Keep your business finances and personal finances separate so you’re not tempted to spend more than you can afford to.

Do the same with savings. Once you’ve decided what you need to save, pay it to yourself first, out of your “salary”. But where?

Consider short, medium and long term

Emergency savings, by their nature, need to be accessible in a hurry so kept in cash in an easy-access account. Check out a comparison site like to compare the best interest rates, they are starting to become (a bit) more generous. Regular savings accounts tend to have the best rates.

The same applies for your tax bill if you pay via self-assessment. App banks are getting better at helping freelancers work out what tax they will owe.

I use Monzo’s business account which has a handy function where a set percentage amount (you decide how much) is moved instantly into a separate pot when payment for work comes in.

If you’re saving for the more medium term, three to five years or more, consider investing in a stocks and shares Isa. History shows that investing in the stock market tends to produce better returns than cash. Don’t be daunted by investing, there are so many guides to help you understand the basics online now, I love the resources from Vestpod.

Don’t forget about pensions

The benefit of saving for your longer-term future in a pension is that you are rewarded with a very generous tax break from the government. For every £1 you save as a basic-rate taxpayer, it only costs you 80p, and as a higher-rate taxpayer, just 60p.

The downside is, you can’t access the money until you’re 55.

There are lots of pension providers that target self-employed people, particularly, PensionBee, Penfold, and Nest, that all let you open your own pension, pay in via direct debit, or one off payments, and stop and start when needed.

If you are under 40, an alternative could be a Lifetime Isa. This account allows you to save up to £4,000 a year, and in return get a top up of £1,000 a year from the government if you don’t withdraw the money until you’re 60. The bonus is the same as the tax break on a pension if you’re a basic rate taxpayer (but not as generous if you are higher rate). But unlike a pension, it’s more flexible: you can access the cash any time if you need to, though you’ll pay a penalty of 25% to do so.

Don’t waste money on debt interest if you can avoid it

One of the most efficient ways to save money is to pay off debt. I don’t include student loans here, as they work differently (more like a tax) or mortgage (where you might not feel the benefits of overpaying for years).

But if you’ve got a credit card with a high interest rate and you’re only clearing minimum payments, it’ll be costing you more than you realise. Try and get as much of your debt onto 0% interest, or clear them in full each month.

Automate your savings habit

There is a growing movement towards trying to get employers to offer automatic payroll emergency savings.

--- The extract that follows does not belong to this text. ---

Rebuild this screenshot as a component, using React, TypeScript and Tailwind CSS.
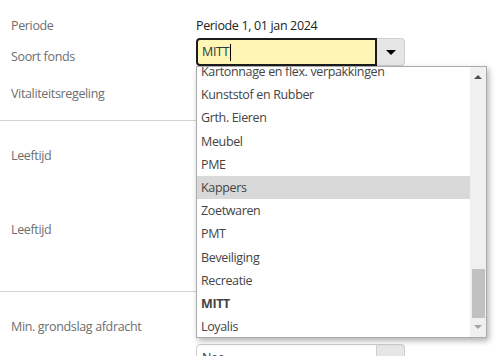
import React from 'react';

const fondsen = [
  'Kartonnage en flex. verpakkingen',
  'Kunststof en Rubber',
  'Grth. Eieren',
  'Meubel',
  'PME',
  'Kappers',
  'Zoetwaren',
  'PMT',
  'Beveiliging',
  'Recreatie',
  'MITT',
  'Loyalis',
];

function Label({ children }: { children: React.ReactNode }) {
  return <div className="w-[185px] shrink-0 pl-[11px] pt-[3px] leading-[20px] text-[#6e6e6e]">{children}</div>;
}

function FondsList() {
  return (
    <div className="absolute left-0 top-[28px] z-10 flex h-[272px] w-[291px] border border-[#ababab] bg-white shadow-[2px_3px_6px_rgba(0,0,0,0.3)]">
      <div className="flex-1 overflow-hidden">
        <div className="-mt-[7px]">
          {fondsen.map(f => (
            <div key={f}
              className={`h-[23.2px] whitespace-nowrap pl-[4px] leading-[23px] text-[#444] ${f === 'Kappers' ? 'bg-[#d9d9d9]' : ''} ${f === 'MITT' ? 'font-bold' : ''}`}>
              {f}
            </div>
          ))}
        </div>
      </div>
      {/* scrollbar */}
      <div className="flex w-[16px] flex-col items-center bg-[#f0f0f0]">
        <div className="mt-[8px] h-0 w-0 border-x-[4px] border-b-[4px] border-x-transparent border-b-[#505050]" />
        <div className="flex-1" />
        <div className="h-[49px] w-[13px] bg-[#c1c1c1]" />
        <div className="mb-[8px] mt-[7px] h-0 w-0 border-x-[4px] border-t-[4px] border-x-transparent border-t-[#a3a3a3]" />
      </div>
    </div>
  );
}

export default function App() {
  return (
    <div className="relative h-[356px] w-[501px] overflow-hidden bg-white pt-[16px] font-['Open_Sans',sans-serif] text-[12.5px] tracking-[-0.35px]">
      <div className="w-[480px]">
        <div className="flex h-[20px]">
          <div className="w-[185px] shrink-0 pl-[11px] leading-[20px] text-[#6e6e6e]">Periode</div>
          <div className="pl-[11px] leading-[20px] text-[#222]">Periode 1, 01 jan 2024</div>
        </div>

        <div className="mt-[2px] flex h-[28px]">
          <div className="pt-[6px]"><Label>Soort fonds</Label></div>
          <div className="relative ml-[11px] flex">
            <div className="flex h-[28px] w-[181px] items-center rounded-l-[4px] border-2 border-[#1c1c1c] bg-[#fff5b5] pl-[4px] leading-[20px] text-[#2a3a3a]">
              MITT<span className="ml-[1px] h-[17px] w-px bg-black" />
            </div>
            <div className="flex h-[28px] w-[28px] items-center justify-center rounded-r-[4px] border border-l-0 border-[#cfcfcf] bg-[#e6e6e6]">
              <div className="h-0 w-0 border-x-[5px] border-t-[5px] border-x-transparent border-t-black" />
            </div>
            <FondsList />
          </div>
        </div>

        <div className="mt-[12px] flex h-[28px] items-center">
          <Label>Vitaliteitsregeling</Label>
        </div>

        <div className="mt-[14px] h-px bg-[#d4d4d4]" />

        <div className="mt-[19px] flex h-[28px] items-center">
          <Label>Leeftijd</Label>
        </div>

        <div className="mt-[46px] flex h-[28px] items-center">
          <Label>Leeftijd</Label>
        </div>

        <div className="mt-[49px] h-px bg-[#d4d4d4]" />

        <div className="mt-[19px] flex h-[28px] items-center">
          <Label>Min. grondslag afdracht</Label>
        </div>

        <div className="mt-[5px] flex h-[28px]">
          <div className="w-[185px] shrink-0" />
          <div className="ml-[11px] flex">
            <div className="flex h-[28px] w-[181px] items-center rounded-l-[4px] border border-[#cfcfcf] bg-white pl-[5px] text-[#333]">Nee</div>
            <div className="flex h-[28px] w-[28px] items-center justify-center rounded-r-[4px] border border-l-0 border-[#cfcfcf] bg-[#e6e6e6]">
              <div className="h-0 w-0 border-x-[5px] border-t-[5px] border-x-transparent border-t-black" />
            </div>
          </div>
        </div>
      </div>
    </div>
  );
}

A recent trial by Nest, that introduced pension auto-enrolment, has been amazingly successful. When employees had to opt in to have a small amount of savings taken from their pay packet and put into an emergency fund, the take up was 1%. When they had to opt out or this would happen automatically, only half did – 53% started saving more.

Remember what I said about procrastination?

Apply a similar psychology to your freelance savings. The app Chip can do this for you, using AI to scan your account to see how much you can afford to save and moving small sums into a savings pot without you really noticing. Or use a rounding up app, Starling Bank offers this, where you save “spare change” whenever you spend using your debit card.

Or as I do set up weekly direct debits, I have one for my bills, one for my joint account spending, one for holidays and Christmas. It’s all about “set and forget”.